“Düğümler , Çözümler , İhtimaller”
“Knots, Solutions, Possibilities”
"Düğümler, Çözümler, İhtimaller" sergisi, insan bedeninin ve zihninin ilişkisini ve varoluşun katmanlı ve karmaşık yapısını; bilinçdışı ,arzular ve sosyal sınırlar bağlamında keşfetmeye çalışan heykellerden oluşmaktadır.
İnsanın varoluşsal karmaşıklığının, bilinçdışının kaotik yapısının, bireyin hem kendisiyle hem de çevresiyle sosyo-kültürel normlar dahilinde kurduğu ilişki hallerinin ve özgürleşme çabasının
somutlaştığı bu heykellerde; beden, içsel ve dışsal bağlarıyla sürekli olarak dolanan, sıkışan ve çözülmeyi bekleyen bir varlık olarak ele alınıyor.
İnsan, bir yandan toplumsal normların ve biyolojik sınırların dayattığı belirli kimliklere, rollere ve bedensel sınırlara hapsolurken, diğer yandan bu sınırları aşma, yıkma ve yeniden yaratma arzusu içindedir.
İki yönlü bu gerilimin somutlaştığı heykellerdeki düğümlenen bedenler, varoluşsal anlamda seçeneklerin ve olasılıkların birbirine dolandığı anları temsil eder. Bedenin hem fiziksel hem de duygusal olarak sıkışmışlığı, insanların kararlar, arzular ve zorunluluklar arasında nasıl düğümlendiğini yansıtır. Bir düğüm, tek bir çözümü olan bir problem değildir. Bir düğümü çözmek yeni bir düğümü yaratır. Her düğüm, sayısız olasılığı ve çözüm yolunu içinde barındırır. Dolayısıyla düğümler, sadece bir problem değil, sürekli bir potansiyel alanı sunar. Bu potansiyel, insanın her an yeniden şekillenmesi, karar vermesi ve kimliğini yeniden inşa etmesi anlamına gelir. Bu bağlamda düğüm-beden heykelleri, insanın hem zihinsel hem de fiziksel sınırlarının ötesinde bir olasılık evreninde kaybolduğunu ifade eder. Ancak, bu olasılıkların çokluğu da bir tür sıkışmışlığa yol açar.

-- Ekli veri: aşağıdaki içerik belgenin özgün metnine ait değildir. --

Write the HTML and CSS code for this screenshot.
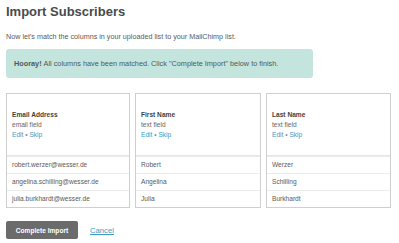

Hangi düğümün çözüleceği, hangi yolun seçileceği belirsizdir. Bu belirsizlik, insanın bilinçdışı arzu ve korkularıyla da ilişkilidir; kişi, kendi zihninde bile hangi arzunun peşinden gideceğini ya da hangi korkunun onu hareketsiz kılacağını bilemez.
"Düğümler, Çözümler, İhtimaller," insanın bağlanma ve kopma arasındaki sürekli döngüsünü yansıtırken, bu süreçlerin bireyin kimliğini nasıl etkilediğini araştırıyor.
Beden ve zihin; bağ kurma ve kopma arasındaki bu sonsuz döngüde sınırsız bir olasılıklar evreni olarak yeniden tanımlanıyor. Heykeller, her düğümünde ve her çözümünde yeni bir başlangıç ve yeniden yapılanma ihtimali barındırıyor.
Bu sergi; bedenin sınırları ve olasılıkları içinde dolanarak, izleyiciyi bireyin varoluşsal deneyimindeki sıkışmışlık ve özgürleşme çabası üzerine düşündürmeye , izleyiciyi kendi varoluşsal düğümleriyle yüzleşmeye, kopuş ve bağlanma arasındaki ilişkiyi keşfetmeye davet ediyor.